Pointed out by quick flashes, like lightening in a storm, tensions radiate from the surface, while at intervals the background darkness deepens in thicker shadows.
Useless, I believe, the effort to identify in these fascinating and enigmatic sets any element traceable back to a definite experience, let alone iconography. They can indifferently refer either to a universe map and to the unknown forces determining its movement, or to enlarged photographs of experiments on corpuscular matter and its force of attraction.
Not only has the artist deliberately dropped any observation of known reality, but he has also renounced any tried and tested style. He has coined a new glossary for imagination by building up an alternative fantastic world, free from the hierarchy of signs and conventional languages.
The need to make a clean sweep of the past can be perceived in Sanna’s solitary and radical research of a new style and perception. At the same time there is an attempt to reshape an imaginary “elsewhere”, more apt to record the experiences, dreams and aims of a generation like his, which has grown up with television and has answered its incessant picture bombing by developing a sharper perception; a generation which lives the first computer revolution and at the same sees an uncertain, hopeless horizon ahead..
Painting can then play, according to Sanna, the role of a parallel world, capable of expressing the yet undetermined novelties which the future has in store.

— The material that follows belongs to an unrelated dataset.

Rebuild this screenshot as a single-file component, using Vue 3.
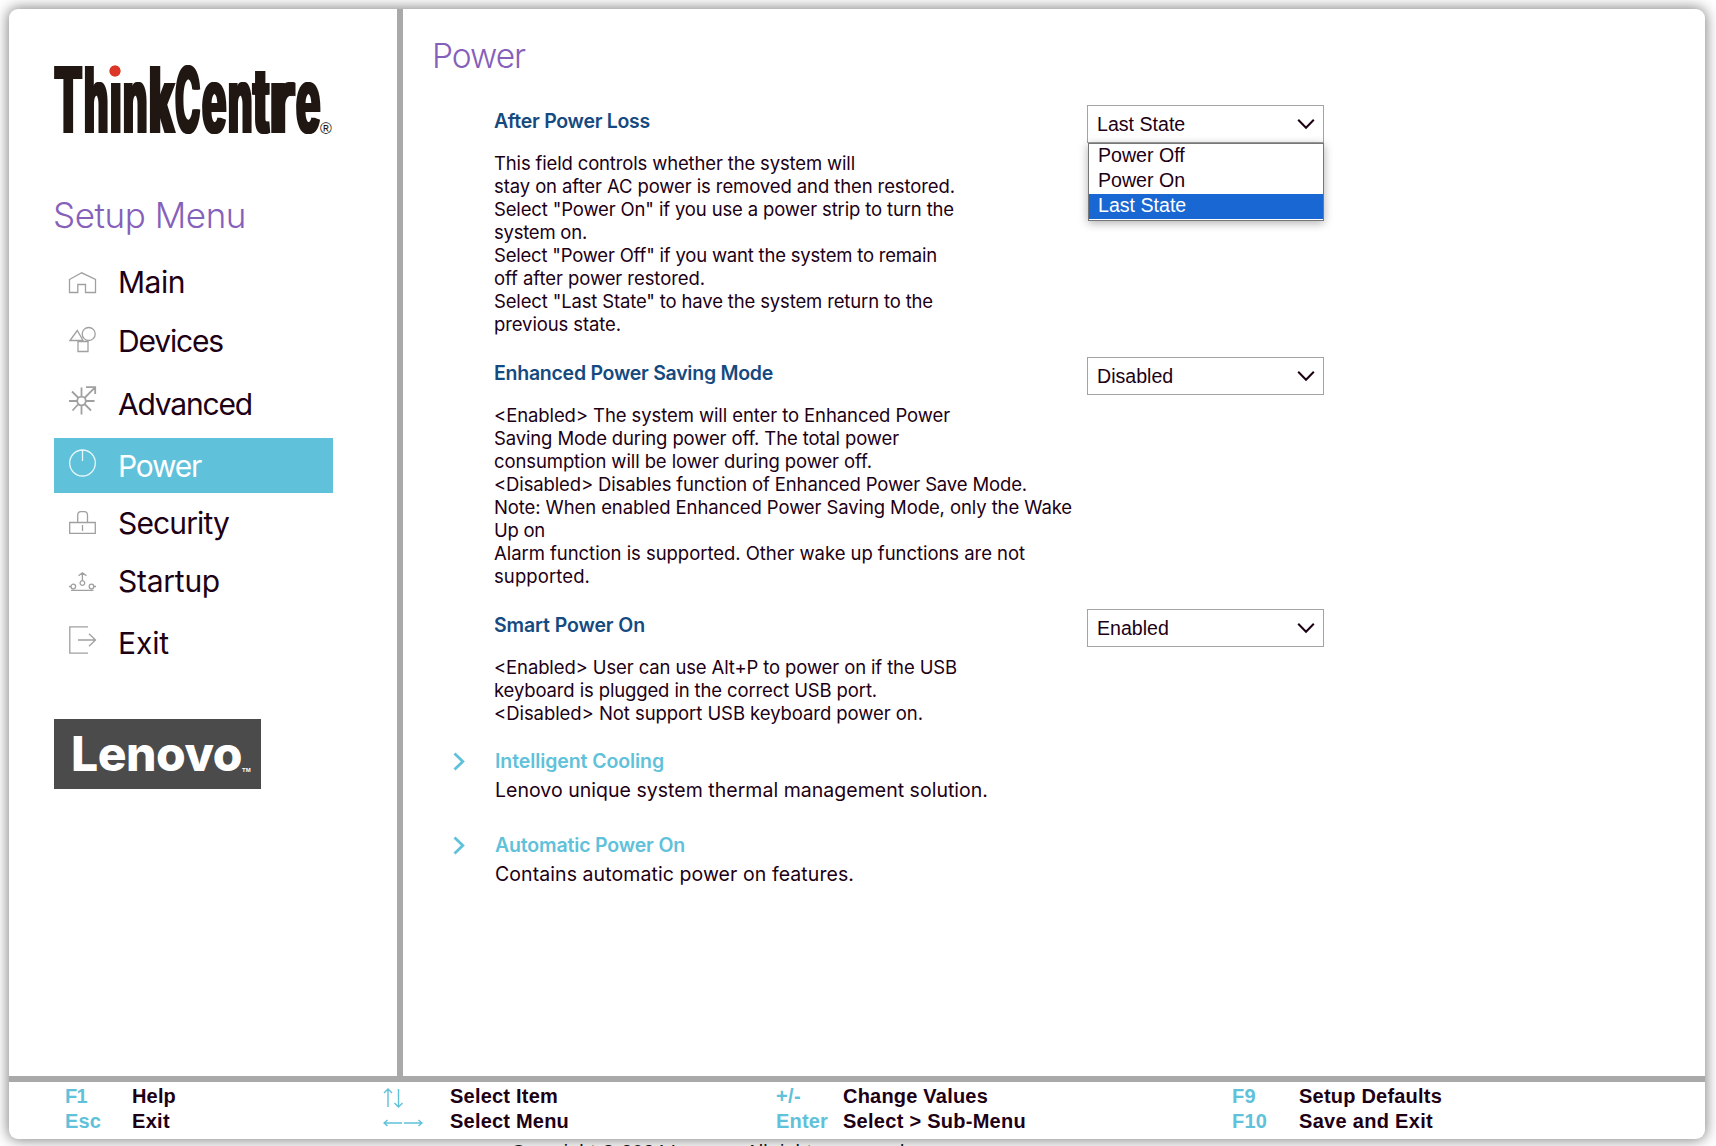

“Contemporary man – writes Umberto Eco reporting Marshal McLuhan’s thought – caught in a net of visual and aural messages attacking him from all sides, relives the whole universe of news surrounding him as if it were a sort of primitive village, and he becomes responsible for it all. The mass communication era would not be, therefore, only an age of dissipation, but of concentration as well. Two are the consequent types of behaviour: some are incapable to decipher the world’s theatre and shut their eyes to the chaos, others manage to read it and formulate their answer”. The last one seems to be Sanna’s case.